▽

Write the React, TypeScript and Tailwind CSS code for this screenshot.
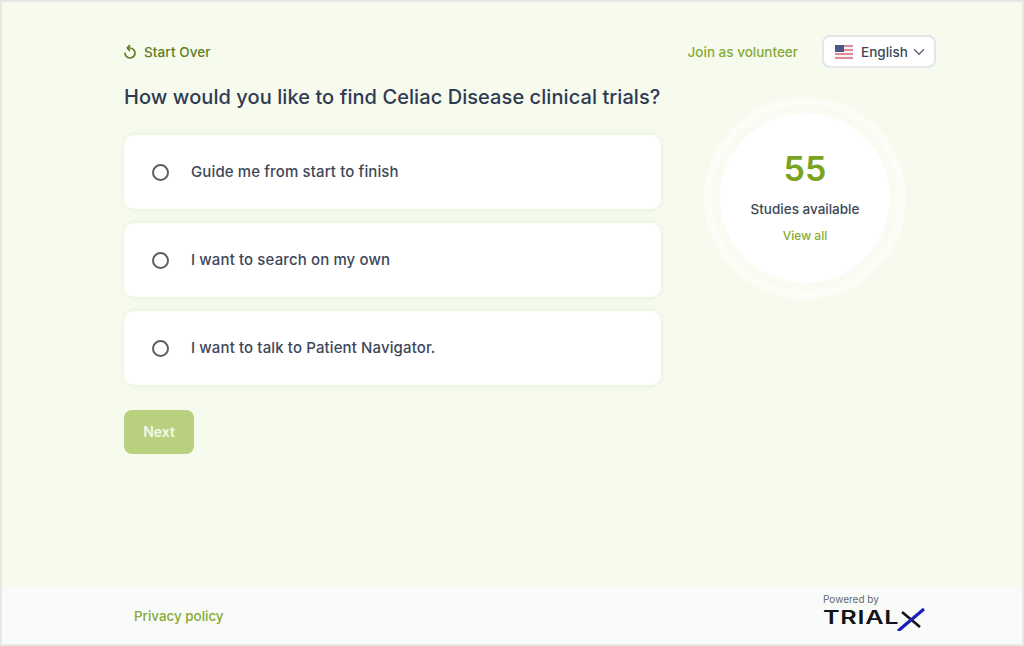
import { useState } from 'react'
import { ChevronDown } from 'lucide-react'

const options = [
  'Guide me from start to finish',
  'I want to search on my own',
  'I want to talk to Patient Navigator.',
]

function UsFlag() {
  return (
    <svg width="18" height="14" viewBox="0 0 18 14" className="shrink-0">
      <rect width="18" height="14" fill="#f3f4f6" />
      <rect y="0" width="18" height="2" fill="#e08a98" />
      <rect y="4" width="18" height="2" fill="#e08a98" />
      <rect y="8" width="18" height="2" fill="#e08a98" />
      <rect y="12" width="18" height="2" fill="#e08a98" />
      <rect width="9" height="7" fill="#4a5a85" />
    </svg>
  )
}

function RestartIcon() {
  return (
    <svg width="14" height="16" viewBox="0 0 14 16" fill="none" stroke="#5f7d24" strokeWidth="1.7" className="shrink-0">
      <path d="M2 8.6 A5 5 0 1 0 7 4 H5" />
      <path d="M7 1.2 L4.2 4 L7 6.8" strokeLinejoin="round" />
    </svg>
  )
}

function TrialxLogo() {
  return (
    <div className="relative flex items-center h-[26px] w-[102px]">
      <span className="text-[18px] leading-none font-semibold tracking-[0.5px] text-[#111318] scale-x-[1.4] origin-left">
        TRIAL
      </span>
      <svg width="102" height="26" viewBox="0 0 102 26" className="absolute left-0 top-0">
        <path d="M79 7 L97 22" stroke="#111318" strokeWidth="2.6" />
        <path d="M101 4 L75 26" stroke="#1a1fb8" strokeWidth="3.2" />
      </svg>
    </div>
  )
}

export default function App() {
  const [selected, setSelected] = useState<number | null>(null)

  return (
    <div className="w-[1024px] h-[646px] flex flex-col border-2 border-[#e6e8e6] bg-[#f6fbee] font-['Inter',sans-serif] overflow-hidden">
      <div className="flex-1 pl-[121px] pr-[86px] pt-[33px]">
        <div className="flex items-center justify-between h-[33px]">
          <button className="flex items-center gap-[7px] text-[13.5px] leading-[20px] tracking-[0.1px] font-medium text-[#5f7d24]">
            <RestartIcon />
            <span className="pt-[1px]">Start Over</span>
          </button>
          <div className="flex items-center gap-[24px]">
            <a className="text-[13.5px] leading-[20px] pt-[1px] font-medium text-[#86aa35]">Join as volunteer</a>
            <button className="flex items-center w-[114px] h-[33px] pl-[11px] gap-[8px] bg-white border-2 border-[#e3e6e7] rounded-lg text-[13.5px] leading-[20px] font-medium text-[#3d4656]">
              <UsFlag />
              <span className="pt-[1px]">English</span>
              <ChevronDown size={18} strokeWidth={1.75} className="text-[#5b6472] -ml-[6px]" />
            </button>
          </div>
        </div>

        <div className="flex gap-[43px]">
          <div className="w-[538px] shrink-0 pl-[1px]">
            <h1 className="mt-[15px] text-xl leading-[28px] font-medium tracking-[0.07px] text-[#2f3a52] whitespace-nowrap">
              How would you like to find Celiac Disease clinical trials?
            </h1>
            <div className="mt-[24px] flex flex-col gap-[14px]">
              {options.map((o, i) => (
                <label
                  key={o}
                  onClick={() => setSelected(i)}
                  className="flex items-center h-[74px] pl-[28px] gap-[22px] bg-white rounded-[10px] shadow-[0_0_6px_rgba(120,140,90,0.12)]"
                >
                  <span className="flex items-center justify-center w-[17px] h-[17px] rounded-full border-2 border-[#5b6068]">
                    {selected === i && <span className="w-[9px] h-[9px] rounded-full bg-[#7fa52a]" />}
                  </span>
                  <span className="text-[15px] font-medium tracking-[0.12px] text-[#3d4759]">{o}</span>
                </label>
              ))}
            </div>
            <button className="mt-[25px] w-[70px] h-[44px] bg-[#b9d17f] rounded-lg text-sm font-semibold text-[#f4f8e8]">
              Next
            </button>
          </div>

          <div className="mt-[29px] w-[202px] h-[202px] shrink-0 rounded-full border-[8px] border-[#fbfdf7] bg-[#f9fcf2] p-[8px]">
            <div className="w-full h-full rounded-full bg-white flex flex-col items-center pt-[36px]">
              <div className="text-[34px] leading-[40px] font-semibold text-[#7aa31e]">55</div>
              <div className="mt-[10px] text-[13.5px] leading-[20px] font-medium text-[#3d4759]">Studies available</div>
              <a className="mt-[9px] text-xs leading-[16px] font-medium text-[#86aa35]">View all</a>
            </div>
          </div>
        </div>
      </div>

      <footer className="h-[57px] shrink-0 flex items-center justify-between pl-[132px] pr-[97px] bg-[#f8fbf8]">
        <a className="text-[13.4px] leading-[20px] pt-[1px] font-medium text-[#86aa35]">Privacy policy</a>
        <div className="flex flex-col -mt-[8px]">
          <span className="text-[10px] leading-[12px] text-[#666a70]">Powered by</span>
          <TrialxLogo />
        </div>
      </footer>
    </div>
  )
}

△

Your instructions: Omit the pictures and give the material again, exactly and in full.

Correct answer:
Write the React, TypeScript and Tailwind CSS code for this screenshot.
import { useState } from 'react'
import { ChevronDown } from 'lucide-react'

const options = [
  'Guide me from start to finish',
  'I want to search on my own',
  'I want to talk to Patient Navigator.',
]

function UsFlag() {
  return (
    <svg width="18" height="14" viewBox="0 0 18 14" className="shrink-0">
      <rect width="18" height="14" fill="#f3f4f6" />
      <rect y="0" width="18" height="2" fill="#e08a98" />
      <rect y="4" width="18" height="2" fill="#e08a98" />
      <rect y="8" width="18" height="2" fill="#e08a98" />
      <rect y="12" width="18" height="2" fill="#e08a98" />
      <rect width="9" height="7" fill="#4a5a85" />
    </svg>
  )
}

function RestartIcon() {
  return (
    <svg width="14" height="16" viewBox="0 0 14 16" fill="none" stroke="#5f7d24" strokeWidth="1.7" className="shrink-0">
      <path d="M2 8.6 A5 5 0 1 0 7 4 H5" />
      <path d="M7 1.2 L4.2 4 L7 6.8" strokeLinejoin="round" />
    </svg>
  )
}

function TrialxLogo() {
  return (
    <div className="relative flex items-center h-[26px] w-[102px]">
      <span className="text-[18px] leading-none font-semibold tracking-[0.5px] text-[#111318] scale-x-[1.4] origin-left">
        TRIAL
      </span>
      <svg width="102" height="26" viewBox="0 0 102 26" className="absolute left-0 top-0">
        <path d="M79 7 L97 22" stroke="#111318" strokeWidth="2.6" />
        <path d="M101 4 L75 26" stroke="#1a1fb8" strokeWidth="3.2" />
      </svg>
    </div>
  )
}

export default function App() {
  const [selected, setSelected] = useState<number | null>(null)

  return (
    <div className="w-[1024px] h-[646px] flex flex-col border-2 border-[#e6e8e6] bg-[#f6fbee] font-['Inter',sans-serif] overflow-hidden">
      <div className="flex-1 pl-[121px] pr-[86px] pt-[33px]">
        <div className="flex items-center justify-between h-[33px]">
          <button className="flex items-center gap-[7px] text-[13.5px] leading-[20px] tracking-[0.1px] font-medium text-[#5f7d24]">
            <RestartIcon />
            <span className="pt-[1px]">Start Over</span>
          </button>
          <div className="flex items-center gap-[24px]">
            <a className="text-[13.5px] leading-[20px] pt-[1px] font-medium text-[#86aa35]">Join as volunteer</a>
            <button className="flex items-center w-[114px] h-[33px] pl-[11px] gap-[8px] bg-white border-2 border-[#e3e6e7] rounded-lg text-[13.5px] leading-[20px] font-medium text-[#3d4656]">
              <UsFlag />
              <span className="pt-[1px]">English</span>
              <ChevronDown size={18} strokeWidth={1.75} className="text-[#5b6472] -ml-[6px]" />
            </button>
          </div>
        </div>

        <div className="flex gap-[43px]">
          <div className="w-[538px] shrink-0 pl-[1px]">
            <h1 className="mt-[15px] text-xl leading-[28px] font-medium tracking-[0.07px] text-[#2f3a52] whitespace-nowrap">
              How would you like to find Celiac Disease clinical trials?
            </h1>
            <div className="mt-[24px] flex flex-col gap-[14px]">
              {options.map((o, i) => (
                <label
                  key={o}
                  onClick={() => setSelected(i)}
                  className="flex items-center h-[74px] pl-[28px] gap-[22px] bg-white rounded-[10px] shadow-[0_0_6px_rgba(120,140,90,0.12)]"
                >
                  <span className="flex items-center justify-center w-[17px] h-[17px] rounded-full border-2 border-[#5b6068]">
                    {selected === i && <span className="w-[9px] h-[9px] rounded-full bg-[#7fa52a]" />}
                  </span>
                  <span className="text-[15px] font-medium tracking-[0.12px] text-[#3d4759]">{o}</span>
                </label>
              ))}
            </div>
            <button className="mt-[25px] w-[70px] h-[44px] bg-[#b9d17f] rounded-lg text-sm font-semibold text-[#f4f8e8]">
              Next
            </button>
          </div>

          <div className="mt-[29px] w-[202px] h-[202px] shrink-0 rounded-full border-[8px] border-[#fbfdf7] bg-[#f9fcf2] p-[8px]">
            <div className="w-full h-full rounded-full bg-white flex flex-col items-center pt-[36px]">
              <div className="text-[34px] leading-[40px] font-semibold text-[#7aa31e]">55</div>
              <div className="mt-[10px] text-[13.5px] leading-[20px] font-medium text-[#3d4759]">Studies available</div>
              <a className="mt-[9px] text-xs leading-[16px] font-medium text-[#86aa35]">View all</a>
            </div>
          </div>
        </div>
      </div>

      <footer className="h-[57px] shrink-0 flex items-center justify-between pl-[132px] pr-[97px] bg-[#f8fbf8]">
        <a className="text-[13.4px] leading-[20px] pt-[1px] font-medium text-[#86aa35]">Privacy policy</a>
        <div className="flex flex-col -mt-[8px]">
          <span className="text-[10px] leading-[12px] text-[#666a70]">Powered by</span>
          <TrialxLogo />
        </div>
      </footer>
    </div>
  )
}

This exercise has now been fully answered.